If you should be driving south out of Douglas, you will probably cross the Fairy Bridge, and you must be sure to say ‘good day fairies’ as you cross it . If you don’t, your safety for the rest of your trip cannot be guaranteed!

Ramsey is the second largest town on the island but has little to offer other than more shops and hotels, and a harbour.

Another day, we called in at another Glen, as we’d previously bought a painting of this place and wanted to see the original first-hand as it were. This was called Silverdale, and proved to be yet another gem. By the small car park there is an old mill house which houses both a café/restaurant and a working pottery. But this is a pottery with a difference. Around the walls are many unglazed pots and jugs, and in the middle of the room are tables with paints and paintbrushes. You buy a pot, sit down and paint your own design on it, and the pottery will fire it for you to take away as a finished item later on. A wonderful idea, and it seemed as though the place was well frequented by school parties. Nearby is a playground and small lake with boats.

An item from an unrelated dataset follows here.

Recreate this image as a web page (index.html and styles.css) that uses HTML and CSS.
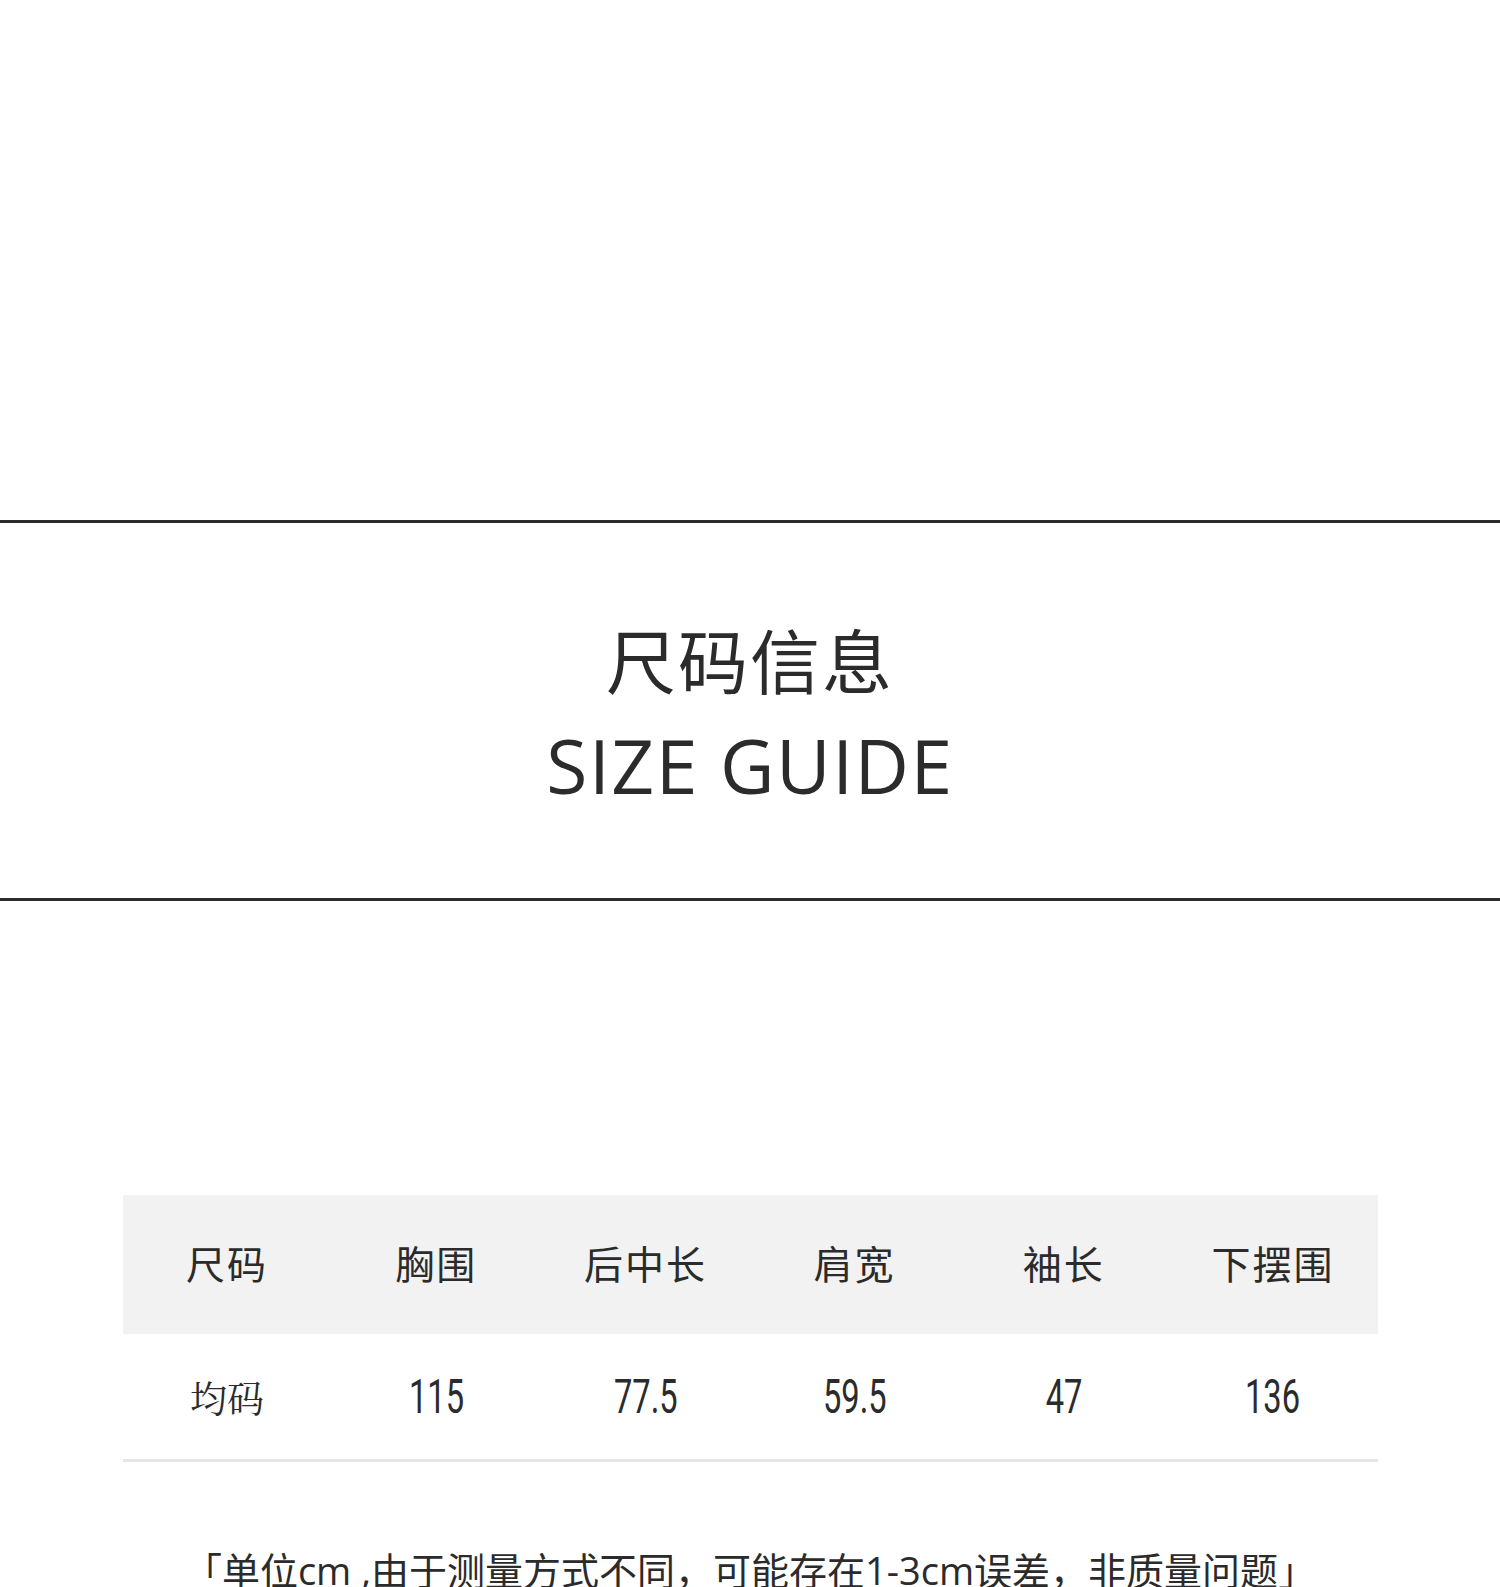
FILE: index.html
```html
<!DOCTYPE html>
<html lang="zh-CN">
<head>
<meta charset="utf-8">
<title>尺码信息 SIZE GUIDE</title>
<link rel="stylesheet" href="styles.css">
</head>
<body>
<div class="page">
  <div class="spacer-top"></div>
  <section class="banner">
    <h1 class="title-cn">尺码信息</h1>
    <h2 class="title-en">SIZE GUIDE</h2>
  </section>
  <div class="spacer-mid"></div>
  <div class="size-table">
    <div class="row head">
      <div class="cell">尺码</div>
      <div class="cell">胸围</div>
      <div class="cell">后中长</div>
      <div class="cell">肩宽</div>
      <div class="cell">袖长</div>
      <div class="cell">下摆围</div>
    </div>
    <div class="row body">
      <div class="cell name">均码</div>
      <div class="cell num"><span>115</span></div>
      <div class="cell num"><span>77.5</span></div>
      <div class="cell num"><span>59.5</span></div>
      <div class="cell num"><span>47</span></div>
      <div class="cell num"><span>136</span></div>
    </div>
  </div>
  <p class="note">「单位cm ,由于测量方式不同，可能存在1-3cm误差，非质量问题」</p>
</div>
</body>
</html>
```
FILE: styles.css
```css
html, body {
  margin: 0;
  padding: 0;
  background: #ffffff;
}
body {
  font-family: "Noto Sans CJK SC", "Noto Sans", sans-serif;
  color: #2b2b2b;
}
.page {
  width: 1500px;
  height: 1587px;
  overflow: hidden;
}
.spacer-top {
  height: 520px;
}
.banner {
  border-top: 3px solid #2b2b2b;
  border-bottom: 3px solid #2b2b2b;
  height: 375px;
  display: flex;
  flex-direction: column;
  align-items: center;
  box-sizing: content-box;
}
.title-cn {
  margin: 96px 0 0 0;
  font-family: "Noto Sans CJK SC", sans-serif;
  font-weight: 400;
  font-size: 70px;
  line-height: 80px;
  letter-spacing: 2px;
  color: #2b2b2b;
}
.title-en {
  margin: 26px 0 0 0;
  font-family: "Open Sans", "Noto Sans", sans-serif;
  font-weight: 400;
  font-size: 75px;
  line-height: 80px;
  color: #2b2b2b;
  letter-spacing: 1.5px;
}
.spacer-mid {
  height: 294px;
}
.size-table {
  width: 1255px;
  margin: 0 auto;
}
.row {
  display: grid;
  grid-template-columns: repeat(6, 1fr);
  align-items: center;
}
.row.head {
  background: #f2f2f2;
  height: 139px;
}
.row.body {
  height: 125px;
  border-bottom: 3px solid #e6e6e6;
}
.cell {
  text-align: center;
  color: #2b2b2b;
}
.head .cell {
  font-family: "Noto Sans CJK SC", sans-serif;
  font-size: 39px;
  letter-spacing: 2px;
  padding-bottom: 6px;
}
.body .cell.name {
  font-family: "Noto Serif CJK SC", "AR PL UMing CN", serif;
  font-size: 37px;
}
.body .cell.num span {
  display: inline-block;
  font-family: "Roboto", "Lato", sans-serif;
  font-weight: 400;
  font-size: 48px;
  line-height: 60px;
  transform: scaleX(0.68);
}
.note {
  margin: 84px 0 0 0;
  text-align: center;
  font-family: "Open Sans", "Noto Sans CJK SC", sans-serif;
  font-size: 38px;
  line-height: 48px;
  white-space: nowrap;
  color: #2b2b2b;
}
```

The shop sells delicious Isle of Man ice creams in many different flavours! There is a very pleasant walk up along the glen alongside the river which feeds the lake and, yes, we found the spot where our painting had been painted some years ago.

The chances are that if you’ve watched a British-made film over the past 10 years or so, you’ll have seen a lot of the Manx countryside already, as there is a thriving film industry on the island. Due to support from the local government it has been used for the setting for many films and TV dramas, and it is proving to be quite an ‘earner’ for the local economy. As we were browsing in a junk shop in Peel, the owner said that she was low on stock as the last film company had nearly cleaned her out to provide props for a film set!

We loved the Isle of Man but it is not the place to go if you like clubbing and drinking. If you prefer a laid-back, quiet, relaxing holiday with wonderful views and scenery — or of course if you enjoy walking — then this is an ideal place to go. But I’d be sure to avoid the TT races fortnight. And, oh yes, do take a brolly!